One of the most common questions homeowners and commercial property managers ask when it comes to exterior wood maintenance is deceptively simple: how often should I reseal my deck or fence? The answer, while nuanced, is one of the most powerful selling points a coatings contractor can leverage. Understanding the resealing cycle is not just about product longevity — it is about building a reliable, recurring revenue stream while genuinely protecting your clients' investments.
At INSECO, we have spent more than 25 years helping contractors and homeowners understand that surface protection is not a one-time event.

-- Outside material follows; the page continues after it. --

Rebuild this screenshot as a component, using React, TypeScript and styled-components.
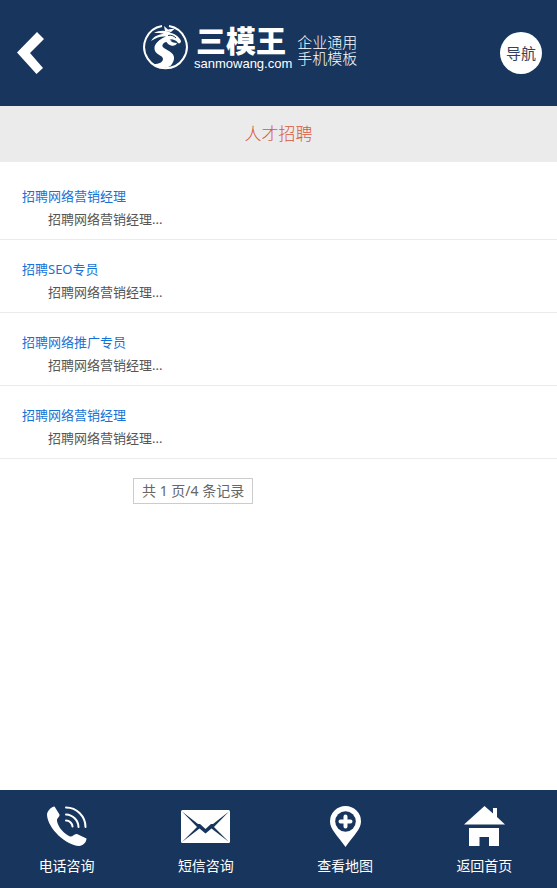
import React from "react";
import styled, { createGlobalStyle } from "styled-components";

const NAVY = "#18365d";

const GlobalStyle = createGlobalStyle`
  * { box-sizing: border-box; }
  body {
    margin: 0;
    background: #fff;
    font-family: "Noto Sans", "Noto Sans CJK SC", sans-serif;
    font-size: 13px;
    color: #555;
  }
  a { text-decoration: none; color: inherit; }
`;

const Page = styled.div`
  min-height: 100vh;
  display: flex;
  flex-direction: column;
`;

const Header = styled.header`
  display: grid;
  grid-template-columns: 126px 1fr auto;
  align-items: center;
  height: 106px;
  padding: 0 15px 0 17px;
  background: ${NAVY};
  color: #fff;
`;

const BackLink = styled.a`
  display: block;
  svg { display: block; }
`;

const Brand = styled.a`
  display: flex;
  align-items: center;
  padding-bottom: 12px;
  svg { flex: none; }
`;

const Wordmark = styled.span`
  display: flex;
  flex-direction: column;
  margin: 0 5px;
`;

const BrandName = styled.span`
  padding-left: 2px;
  font-family: "Noto Sans CJK SC", sans-serif;
  font-size: 30px;
  font-weight: 900;
  line-height: 34px;
`;

const Domain = styled.span`
  font-family: "Liberation Sans", sans-serif;
  font-size: 13px;
  line-height: 16px;
`;

const Slogan = styled.span`
  padding-top: 6px;
  font-family: "Noto Sans CJK SC", sans-serif;
  font-size: 15px;
  font-weight: 300;
  line-height: 16px;
`;

const SloganLine = styled.span`
  display: block;
  white-space: nowrap;
`;

const NavButton = styled.button`
  width: 42px;
  height: 42px;
  padding: 0;
  border: 0;
  border-radius: 50%;
  background: #fff;
  color: #34405e;
  font-family: "Noto Sans CJK SC", sans-serif;
  font-size: 15px;
  line-height: 42px;
`;

const Title = styled.h1`
  margin: 0;
  background: #ebebeb;
  color: #d9573b;
  font-size: 17px;
  font-weight: 300;
  line-height: 56px;
  text-align: center;
`;

const Main = styled.main`
  flex: 1;
`;

const JobList = styled.ul`
  margin: 0;
  padding: 5px 0 0;
  list-style: none;
`;

const Job = styled.li`
  padding: 18px 22px 8px;
  border-bottom: 1px solid #ebebeb;
  line-height: 23px;
`;

const JobLink = styled.a`
  display: block;
  && { color: #1673d6; }
`;

const Summary = styled.p`
  margin: 0;
  text-indent: 2em;
`;

const Pager = styled.div`
  width: max-content;
  margin: 19px 0 20px 133px;
  padding: 0 8px;
  border: 1px solid #ccc;
  color: #666;
  font-size: 14px;
  line-height: 24px;
`;

const Footer = styled.footer`
  display: grid;
  grid-template-columns: repeat(4, 1fr);
  height: 98px;
  background: ${NAVY};
  color: #fff;
`;

const Action = styled.a`
  display: flex;
  flex-direction: column;
  align-items: center;
  gap: 8px;
  padding: 15px 6px 0 0;
  font-size: 14px;
  line-height: 22px;
`;

const BackIcon = () => (
  <svg width="28" height="42" viewBox="0 0 28 42" aria-hidden="true">
    <path d="M20 0L27 7L13 21L26 36L19.5 42L0 20.500Z" fill="#fff" />
  </svg>
);

const Emblem = () => (
  <svg width="46" height="46" viewBox="0 0 46 46" aria-hidden="true">
    <path d="M26 2A21.300 21.300 0 1 1 19 2" fill="none" stroke="#fff" strokeWidth="2" />
    <g fill="#fff">
      <path d="M23 14C17 15 11 19 11.500 25C12 31 20 31 20 35C20 38 16 40 11 40C17 45 26 45 29 40C33 34 31 30 26 27C21 24 18 23 20 20C22 17 26 18 29 16Z" />
      <path d="M11 9C16 6 24 6 28 9C33 10 37 14 38 17C38 19 36 20 35 19C33 16 30 15 26 15C28 18 31 19 34 19C33 22 29 23 25 20L22 16L14 19C17 15 20 14 23 12.500C18 12 14 13 8 17C11 12 16 10 21 10C17 8.500 14 9 11 9Z" />
      <path d="M21 2L25 5.500L32 4.500L28 8L22 7Z" />
    </g>
    <path d="M25 11.500C28 10.500 31 12 33 14" fill="none" stroke={NAVY} strokeWidth="1" />
  </svg>
);

const PhoneIcon = () => (
  <svg width="40" height="42" viewBox="0 -1 40 42" aria-hidden="true">
    <path
      d="M7.500 0.500L12.500 8.500C13 11 9.500 12 10 15C11 21 17 28 23 30.500C26 31 27 27.500 30 28L39.500 32.500C39.500 36 36 40 32 40C19 39 1 23 0 9C0 5 4 1 7.500 0.500Z"
      fill="#fff"
    />
    <g fill="none" stroke="#fff" strokeWidth="2" strokeLinecap="round">
      <path d="M19 1.500A19.500 19.500 0 0 1 38.500 21" />
      <path d="M19 8.500A13 13 0 0 1 31.500 21" />
      <path d="M19 14.500A6.500 6.500 0 0 1 25.500 20.500" />
    </g>
  </svg>
);

const MailIcon = () => (
  <svg width="49" height="42" viewBox="0 -5 49 42" aria-hidden="true">
    <rect width="49" height="33" rx="1.500" fill="#fff" />
    <path
      d="M1 1.500L17 14L19 14L24.500 19L30 14L32 14L48 1.500L33 17L48 32L30.500 18.500L24.500 23.500L18.500 18.500L1 32L16 17Z"
      fill={NAVY}
    />
  </svg>
);

const PinIcon = () => (
  <svg width="31" height="42" viewBox="0 -1 31 42" aria-hidden="true">
    <path d="M15.500 0A15.500 15.500 0 0 1 31 15.500C31 23 24 29 15.500 41C7 29 0 23 0 15.500A15.500 15.500 0 0 1 15.500 0Z" fill="#fff" />
    <circle cx="15.500" cy="15.500" r="10.300" fill={NAVY} />
    <path d="M15.500 10.500V20.500M10.500 15.500H20.500" stroke="#fff" strokeWidth="4" strokeLinecap="round" />
  </svg>
);

const HomeIcon = () => (
  <svg width="41" height="42" viewBox="0 -1 41 42" aria-hidden="true">
    <path d="M20.500 0L29 7.500V2H33V11L41 18.500H0ZM5 22H35V40H25V31H15.500V40H5Z" fill="#fff" />
  </svg>
);

const jobs = ["招聘网络营销经理", "招聘SEO专员", "招聘网络推广专员", "招聘网络营销经理"];

const actions = [
  { label: "电话咨询", href: "#phone", Icon: PhoneIcon },
  { label: "短信咨询", href: "#message", Icon: MailIcon },
  { label: "查看地图", href: "#map", Icon: PinIcon },
  { label: "返回首页", href: "#home", Icon: HomeIcon },
];

export default function App() {
  return (
    <Page>
      <GlobalStyle />
      <Header>
        <BackLink href="#back" aria-label="返回"><BackIcon /></BackLink>
        <Brand href="#home">
          <Emblem />
          <Wordmark>
            <BrandName>三模王</BrandName>
            <Domain>sanmowang.com</Domain>
          </Wordmark>
          <Slogan>
            <SloganLine>企业通用</SloganLine>
            <SloganLine>手机模板</SloganLine>
          </Slogan>
        </Brand>
        <NavButton type="button">导航</NavButton>
      </Header>
      <Title>人才招聘</Title>
      <Main>
        <JobList>
          {jobs.map((job, index) => (
            <Job key={index}>
              <JobLink href="#job">{job}</JobLink>
              <Summary>招聘网络营销经理...</Summary>
            </Job>
          ))}
        </JobList>
        <Pager>共 1 页/4 条记录</Pager>
      </Main>
      <Footer>
        {actions.map(({ label, href, Icon }) => (
          <Action key={label} href={href}>
            <Icon />
            {label}
          </Action>
        ))}
      </Footer>
    </Page>
  );
}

It is an ongoing relationship between the surface, the environment, and the coating applied to it. When that relationship is managed well, wood surfaces last decades longer and look dramatically better. When it is neglected, costly repairs and replacements become inevitable.
Why Resealing Intervals Are Not One-Size-Fits-All
The resealing timeline for any wood surface is influenced by a wide range of variables. Contractors who understand these variables can offer clients far more precise and credible maintenance recommendations — which builds trust and repeat business simultaneously.
The Role of Surface Exposure
A deck on the south-facing side of a home in Arizona receives vastly more UV radiation and thermal cycling than a shaded fence on the north side of a property in the Pacific Northwest. Sun exposure accelerates the breakdown of coating films, oxidizes wood fibers, and drives moisture in and out of the wood repeatedly throughout the day. A heavily exposed deck may need attention every one to two years, while a protected surface could comfortably extend to three years or more between applications.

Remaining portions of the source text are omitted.